Why was the human genome published in 2001 incomplete? How did it get completed?
It was missing ~8% of the repetitive sequences as the BAC DNA libraries used don’t tend to represent repeat regions well. The T2T project changed this by using a combination of PacBio, Nanopore and Illumina.
What did the T2T project identify?
Centromeric regions; telomeres; rRNA repeats; entire short arms of 5 human chromosomes; 3604 new genes.
Describe sequencing-by-synthesis
Ray Wu and Dale Kaiser used DNA polymerase to add radiolabeled bases onto 3’ overhangs in linear lambda phage genomes and used analytical biochemistry to deduce sequence. Ray Wu later used synthetic oligonucleotides to guide where he could prime incorporation of nucleotides to allow him to focus on sequencing specific regions of DNA.
Describe automated Sanger sequencing
- PCR with fluorescent, chain-terminating ddNTPs. All ddNTPs are mixed in a single reaction, and each of the four dNTPs has a unique fluorescent label.
- Size separation by gel electrophoresis
- Laser excitation and detection by sequencing machine
Describe 454 pyrosequencing
- Ds-DNA is broken up into fragments and adaptors are added.
- Tiny resin beads are added with DNA sequences on them complementary to sequences on the adaptors, allowing the DNA fragments to bind to the beads
- When the fragments attach to the beads, the strands separate and become ssDNA
- The beads are emulsified and PCR reagents are added to form water-in-oil microreactors. Clonal amplification occurs inside the microreactors which can be broken to enrich for DNA-positive beads.
- Remaining beads are put into wells on a sequencing plate (one bead per well) along with DNA pol and a primer
- The pol and primer attach to the DNA and dNTPs are added to the wells in waves of one base at a time
- When a dNTP is incorporated, light is given out as PPi is released that’s converted into ATP via luciferase. ATP converts luciferin to oxyluciferin that emits photons.
Describe Illumina sequencing
A flow cell is coated with 2 types of oligos, complementary to the 2 adaptos on the fragment strand, respectively. Once the fragment strand is added to the flow cell, it hybridizes to one of the oligos on the cell surface. A polymerase then moves along the strand, creating its complementary DNA strand. The ds-DNA is denatured and the original strand is washed away. The remaining reverse strand folds over and its adaptor region hybridizes to the second oligo on the flow cell, forming a bridge. Pol attaches and forms a ds-bridge. This bridge is denatured, resulting in two ss-DNA copies, anchored to the flow cell. This process is then repeated forming localized clusters on the flow cell.

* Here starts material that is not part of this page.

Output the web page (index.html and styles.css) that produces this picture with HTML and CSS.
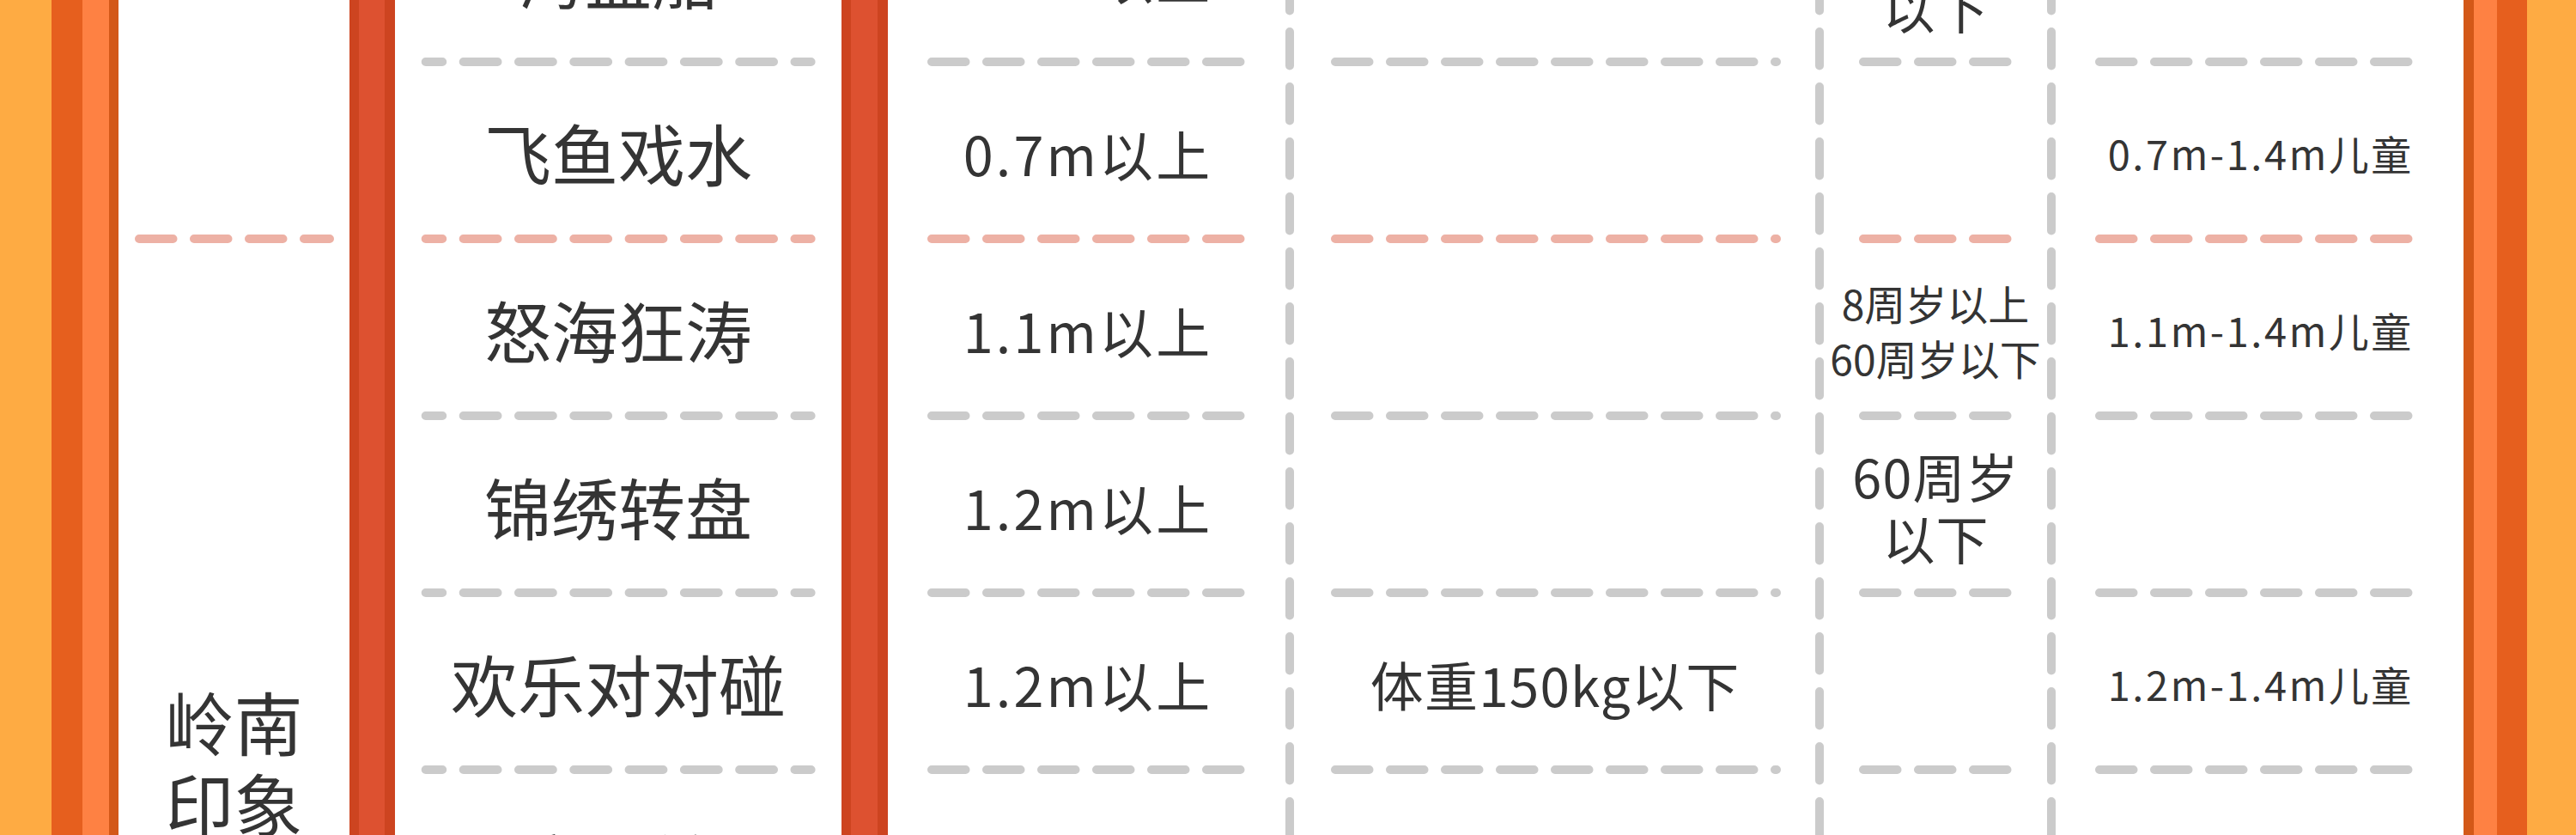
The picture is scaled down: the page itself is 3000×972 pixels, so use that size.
FILE: index.html
```html
<!DOCTYPE html>
<html lang="zh-CN">
<head>
<meta charset="utf-8">
<title>项目须知</title>
<link rel="stylesheet" href="styles.css">
</head>
<body>
<div class="frame">
  <div class="edge">
    <div class="s-yellow"></div><div class="s-dark"></div><div class="s-light"></div><div class="s-thin-l"></div>
  </div>

  <div class="table">
    <div class="rbar rb1"></div>
    <div class="rbar rb2"></div>
    <div class="vl vl1"><svg><line x1="5" y1="0" x2="5" y2="100%"/></svg></div>
    <div class="vl vl2"><svg><line x1="5" y1="0" x2="5" y2="100%"/></svg></div>
    <div class="vl vl3"><svg><line x1="5" y1="0" x2="5" y2="100%"/></svg></div>

    <div class="group g1"></div>
    <div class="group g2"><span>岭南<br>印象</span></div>

    <!-- row A -->
    <div class="cell name">海盗船</div>
    <div class="cell val">1.3m以上</div>
    <div class="cell"></div>
    <div class="cell age">60周岁<br>以下</div>
    <div class="cell"></div>
    <!-- line -->
    <div class="ln gray"><svg width="520" height="10"><line class="d2" x1="35.7" y1="5" x2="484.6" y2="5"/></svg></div>
    <div class="ln gray"><svg width="463" height="10"><line x1="51" y1="5" x2="410.5" y2="5"/></svg></div>
    <div class="ln gray"><svg width="607" height="10"><line x1="48" y1="5" x2="562" y2="5"/></svg></div>
    <div class="ln gray"><svg width="260" height="10"><line x1="46" y1="5" x2="213.5" y2="5"/></svg></div>
    <div class="ln gray"><svg width="475" height="10"><line x1="51" y1="5" x2="410.5" y2="5"/></svg></div>

    <!-- row B -->
    <div class="cell name">飞鱼戏水</div>
    <div class="cell val">0.7m以上</div>
    <div class="cell"></div>
    <div class="cell"></div>
    <div class="cell kid">0.7m-1.4m儿童</div>
    <!-- group line -->
    <div class="ln red"><svg width="269" height="10"><line x1="24" y1="5" x2="246" y2="5"/></svg></div>
    <div class="ln red"><svg width="520" height="10"><line class="d2" x1="35.7" y1="5" x2="484.6" y2="5"/></svg></div>
    <div class="ln red"><svg width="463" height="10"><line x1="51" y1="5" x2="410.5" y2="5"/></svg></div>
    <div class="ln red"><svg width="607" height="10"><line x1="48" y1="5" x2="562" y2="5"/></svg></div>
    <div class="ln red"><svg width="260" height="10"><line x1="46" y1="5" x2="213.5" y2="5"/></svg></div>
    <div class="ln red"><svg width="475" height="10"><line x1="51" y1="5" x2="410.5" y2="5"/></svg></div>

    <!-- row C -->
    <div class="cell name">怒海狂涛</div>
    <div class="cell val">1.1m以上</div>
    <div class="cell"></div>
    <div class="cell age-s">8周岁以上<br>60周岁以下</div>
    <div class="cell kid">1.1m-1.4m儿童</div>
    <!-- line -->
    <div class="ln gray"><svg width="520" height="10"><line class="d2" x1="35.7" y1="5" x2="484.6" y2="5"/></svg></div>
    <div class="ln gray"><svg width="463" height="10"><line x1="51" y1="5" x2="410.5" y2="5"/></svg></div>
    <div class="ln gray"><svg width="607" height="10"><line x1="48" y1="5" x2="562" y2="5"/></svg></div>
    <div class="ln gray"><svg width="260" height="10"><line x1="46" y1="5" x2="213.5" y2="5"/></svg></div>
    <div class="ln gray"><svg width="475" height="10"><line x1="51" y1="5" x2="410.5" y2="5"/></svg></div>

    <!-- row D -->
    <div class="cell name">锦绣转盘</div>
    <div class="cell val">1.2m以上</div>
    <div class="cell"></div>
    <div class="cell age">60周岁<br>以下</div>
    <div class="cell"></div>
    <!-- line -->
    <div class="ln gray"><svg width="520" height="10"><line class="d2" x1="35.7" y1="5" x2="484.6" y2="5"/></svg></div>
    <div class="ln gray"><svg width="463" height="10"><line x1="51" y1="5" x2="410.5" y2="5"/></svg></div>
    <div class="ln gray"><svg width="607" height="10"><line x1="48" y1="5" x2="562" y2="5"/></svg></div>
    <div class="ln gray"><svg width="260" height="10"><line x1="46" y1="5" x2="213.5" y2="5"/></svg></div>
    <div class="ln gray"><svg width="475" height="10"><line x1="51" y1="5" x2="410.5" y2="5"/></svg></div>

    <!-- row E -->
    <div class="cell name">欢乐对对碰</div>
    <div class="cell val">1.2m以上</div>
    <div class="cell weight">体重150kg以下</div>
    <div class="cell"></div>
    <div class="cell kid">1.2m-1.4m儿童</div>
    <!-- line -->
    <div class="ln gray"><svg width="520" height="10"><line class="d2" x1="35.7" y1="5" x2="484.6" y2="5"/></svg></div>
    <div class="ln gray"><svg width="463" height="10"><line x1="51" y1="5" x2="410.5" y2="5"/></svg></div>
    <div class="ln gray"><svg width="607" height="10"><line x1="48" y1="5" x2="562" y2="5"/></svg></div>
    <div class="ln gray"><svg width="260" height="10"><line x1="46" y1="5" x2="213.5" y2="5"/></svg></div>
    <div class="ln gray"><svg width="475" height="10"><line x1="51" y1="5" x2="410.5" y2="5"/></svg></div>

    <!-- row F -->
    <div class="cell name low">摩天轮</div>
    <div class="cell"></div>
    <div class="cell"></div>
    <div class="cell"></div>
    <div class="cell"></div>
  </div>

  <div class="edge">
    <div class="s-thin-r"></div><div class="s-light-r"></div><div class="s-dark-r"></div><div class="s-yellow-r"></div>
  </div>
</div>
</body>
</html>
```

FILE: styles.css
```css
html, body {
  margin: 0;
  padding: 0;
}
body {
  width: 3000px;
  height: 972px;
  overflow: hidden;
  background: #ffffff;
  font-family: "Noto Sans CJK SC", "Noto Sans", sans-serif;
  color: #343434;
}
.frame {
  display: flex;
  width: 3000px;
  height: 972px;
  overflow: hidden;
}
.edge {
  display: flex;
  flex: none;
  height: 972px;
}
.s-yellow { width: 60px; background: #feab43; }
.s-dark { width: 36px; background: #e65f1e; }
.s-light { width: 31px; background: #fe8143; }
.s-thin-l { width: 11px; background: #d35818; }
.s-thin-r { width: 12px; background: #d35818; }
.s-light-r { width: 27px; background: #fe8143; }
.s-dark-r { width: 35px; background: #e65f1e; }
.s-yellow-r { width: 57px; background: #feab43; }

.table {
  flex: none;
  align-self: flex-start;
  margin-top: -129px;
  display: grid;
  grid-template-columns: 269px 53px 520px 54px 463px 10px 607px 10px 260px 10px 475px;
  grid-template-rows: repeat(8, 196px 10px);
  background: #ffffff;
}

.rbar {
  grid-row: 1 / -1;
  box-sizing: border-box;
  background: #dd5130;
  border-left: 11px solid #cd4420;
  border-right: 12px solid #cd4420;
}
.rb1 { grid-column: 2; }
.rb2 { grid-column: 4; }

.vl {
  grid-row: 1 / -1;
}
.vl1 { grid-column: 6; }
.vl2 { grid-column: 8; }
.vl3 { grid-column: 10; }
.vl svg {
  display: block;
  width: 10px;
  height: 100%;
}
.vl line {
  stroke: #cbcbcb;
  stroke-width: 10;
  stroke-linecap: round;
  stroke-dasharray: 39.5 24.5;
  stroke-dashoffset: 26;
}

.group {
  grid-column: 1;
  display: flex;
  align-items: center;
  justify-content: center;
  box-sizing: border-box;
  font-size: 80px;
  line-height: 95px;
  text-align: center;
}
.g1 { grid-row: 1 / 4; }
.g2 { grid-row: 5 / 17; padding-bottom: 30px; }

.cell {
  display: flex;
  align-items: center;
  justify-content: center;
  text-align: center;
  box-sizing: border-box;
  padding-top: 6px;
  white-space: nowrap;
}
.name { font-size: 78px; line-height: 1.2; }
.low { padding-top: 12px; }
.val {
  font-size: 63px;
  line-height: 1.2;
  letter-spacing: 0.05em;
  padding-left: 0.05em;
}
.weight {
  font-size: 62px;
  line-height: 1.2;
  letter-spacing: 0.02em;
  padding-left: 0.02em;
}
.kid {
  font-size: 47px;
  line-height: 1.2;
  letter-spacing: 0.055em;
  padding-left: 0.055em;
}
.age {
  font-size: 61px;
  line-height: 72px;
  letter-spacing: 0.02em;
  padding-left: 0.02em;
}
.age-s {
  font-size: 48px;
  line-height: 64px;
}

.ln svg {
  display: block;
}
.ln line {
  stroke-width: 10;
  stroke-linecap: round;
  stroke-dasharray: 39.5 24.5;
}
.ln line.d2 {
  stroke-dasharray: 39.8 24.5;
  stroke-dashoffset: 20.3;
}
.gray line { stroke: #cbcbcb; }
.red line { stroke: #edb1a5; }
```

Sequencing is done by flowing fluorescently-labeled nts onto the flow cell, one at a time in an iterative process.
Describe PacBio SMRT sequencing
PacBio uses a SMRTbell library format in which DNA fragments are capped on both ends with ligated hairpin adaptors, where the sequencing primers attach. This creates a circular template for the polymerase.
The SMRT cell contains millions of tiny wells called zero-mode waveguides and one SMRTbell will go into each of these. As the polymerase incorporate nucleotides, light is emitted.